• _AIM OF THE EXERCISE_:
Write the data out again exactly, dropping any images it holds.

• _SOURCE EXCERPT_:
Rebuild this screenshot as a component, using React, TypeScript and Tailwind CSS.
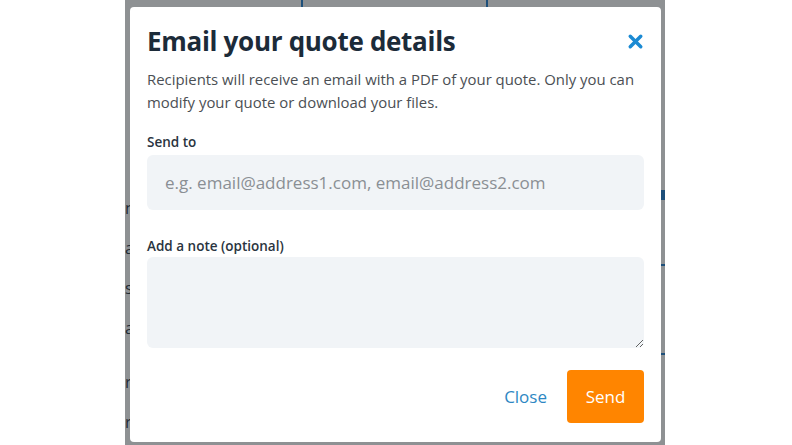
import { X } from 'lucide-react';

export default function App() {
  return (
    <div
      className="relative w-[792px] h-[445px] bg-white overflow-hidden"
      style={{ fontFamily: '"Open Sans", "Noto Sans", sans-serif' }}
    >
      {/* Dimmed page behind the dialog */}
      <div className="absolute left-[125px] top-0 w-[540px] h-[445px] bg-[#8e9193]">
        <div className="absolute left-[176px] top-0 w-[2px] h-[7px] bg-[#1d4f7a]" />
        <div className="absolute left-[361px] top-0 w-[2px] h-[7px] bg-[#1d4f7a]" />
        <div className="absolute left-[0px] top-[198px] flex flex-col gap-[20px] text-[16px] leading-[20px] text-[#1f2a33]">
          <span>n</span>
          <span>a</span>
          <span>s</span>
          <span>a</span>
          <span className="mt-[14px]">r</span>
          <span>r</span>
        </div>
        <div className="absolute left-[536px] top-[190px] w-[4px] h-[10px] bg-[#1d4f7a]" />
        <div className="absolute left-[536px] top-[264px] w-[4px] h-[2px] bg-[#1d4f7a]" />
        <div className="absolute left-[536px] top-[353px] w-[4px] h-[2px] bg-[#1d4f7a]" />
      </div>

      {/* Dialog */}
      <div className="absolute left-[130px] top-[7px] w-[531px] h-[435px] bg-white rounded-[4px] px-[17px] pt-[16px] flex flex-col">
        <div className="flex items-start justify-between">
          <h2 className="text-[26px] leading-[36px] font-bold text-[#1c2b39] tracking-[-0.3px]">
            Email your quote details
          </h2>
          <button className="mt-[8px] mr-[-2px] text-[#1b8ad3]">
            <X className="w-[21px] h-[21px]" strokeWidth={4} />
          </button>
        </div>
        <p className="mt-[9px] text-[14.9px] leading-[23px] text-[#4b4f54]">
          Recipients will receive an email with a PDF of your quote. Only you can modify your quote or download your files.
        </p>

        <label className="mt-[18px] text-[13.5px] leading-[20px] font-semibold text-[#2a3440]">Send to</label>
        <input
          type="text"
          placeholder="e.g. email@address1.com, email@address2.com"
          className="mt-[3px] h-[55px] w-full rounded-[6px] bg-[#f1f4f7] px-[18px] text-[17px] text-[#333] placeholder-[#8a8f94] outline-none"
        />

        <label className="mt-[26px] text-[13.5px] leading-[20px] font-semibold text-[#2a3440]">Add a note (optional)</label>
        <textarea className="mt-[1px] h-[91px] w-full rounded-[6px] bg-[#f1f4f7] px-[18px] py-[12px] text-[16px] outline-none resize-y" />

        <div className="mt-[22px] flex items-center justify-end gap-[20px]">
          <button className="text-[17px] text-[#2d87c3]">Close</button>
          <button className="w-[77px] h-[53px] rounded-[4px] bg-[#ff8500] text-white text-[17px]">Send</button>
        </div>
      </div>
    </div>
  );
}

• _WRITTEN SOLUTION_:
Rebuild this screenshot as a component, using React, TypeScript and Tailwind CSS.
import { X } from 'lucide-react';

export default function App() {
  return (
    <div
      className="relative w-[792px] h-[445px] bg-white overflow-hidden"
      style={{ fontFamily: '"Open Sans", "Noto Sans", sans-serif' }}
    >
      {/* Dimmed page behind the dialog */}
      <div className="absolute left-[125px] top-0 w-[540px] h-[445px] bg-[#8e9193]">
        <div className="absolute left-[176px] top-0 w-[2px] h-[7px] bg-[#1d4f7a]" />
        <div className="absolute left-[361px] top-0 w-[2px] h-[7px] bg-[#1d4f7a]" />
        <div className="absolute left-[0px] top-[198px] flex flex-col gap-[20px] text-[16px] leading-[20px] text-[#1f2a33]">
          <span>n</span>
          <span>a</span>
          <span>s</span>
          <span>a</span>
          <span className="mt-[14px]">r</span>
          <span>r</span>
        </div>
        <div className="absolute left-[536px] top-[190px] w-[4px] h-[10px] bg-[#1d4f7a]" />
        <div className="absolute left-[536px] top-[264px] w-[4px] h-[2px] bg-[#1d4f7a]" />
        <div className="absolute left-[536px] top-[353px] w-[4px] h-[2px] bg-[#1d4f7a]" />
      </div>

      {/* Dialog */}
      <div className="absolute left-[130px] top-[7px] w-[531px] h-[435px] bg-white rounded-[4px] px-[17px] pt-[16px] flex flex-col">
        <div className="flex items-start justify-between">
          <h2 className="text-[26px] leading-[36px] font-bold text-[#1c2b39] tracking-[-0.3px]">
            Email your quote details
          </h2>
          <button className="mt-[8px] mr-[-2px] text-[#1b8ad3]">
            <X className="w-[21px] h-[21px]" strokeWidth={4} />
          </button>
        </div>
        <p className="mt-[9px] text-[14.9px] leading-[23px] text-[#4b4f54]">
          Recipients will receive an email with a PDF of your quote. Only you can modify your quote or download your files.
        </p>

        <label className="mt-[18px] text-[13.5px] leading-[20px] font-semibold text-[#2a3440]">Send to</label>
        <input
          type="text"
          placeholder="e.g. email@address1.com, email@address2.com"
          className="mt-[3px] h-[55px] w-full rounded-[6px] bg-[#f1f4f7] px-[18px] text-[17px] text-[#333] placeholder-[#8a8f94] outline-none"
        />

        <label className="mt-[26px] text-[13.5px] leading-[20px] font-semibold text-[#2a3440]">Add a note (optional)</label>
        <textarea className="mt-[1px] h-[91px] w-full rounded-[6px] bg-[#f1f4f7] px-[18px] py-[12px] text-[16px] outline-none resize-y" />

        <div className="mt-[22px] flex items-center justify-end gap-[20px]">
          <button className="text-[17px] text-[#2d87c3]">Close</button>
          <button className="w-[77px] h-[53px] rounded-[4px] bg-[#ff8500] text-white text-[17px]">Send</button>
        </div>
      </div>
    </div>
  );
}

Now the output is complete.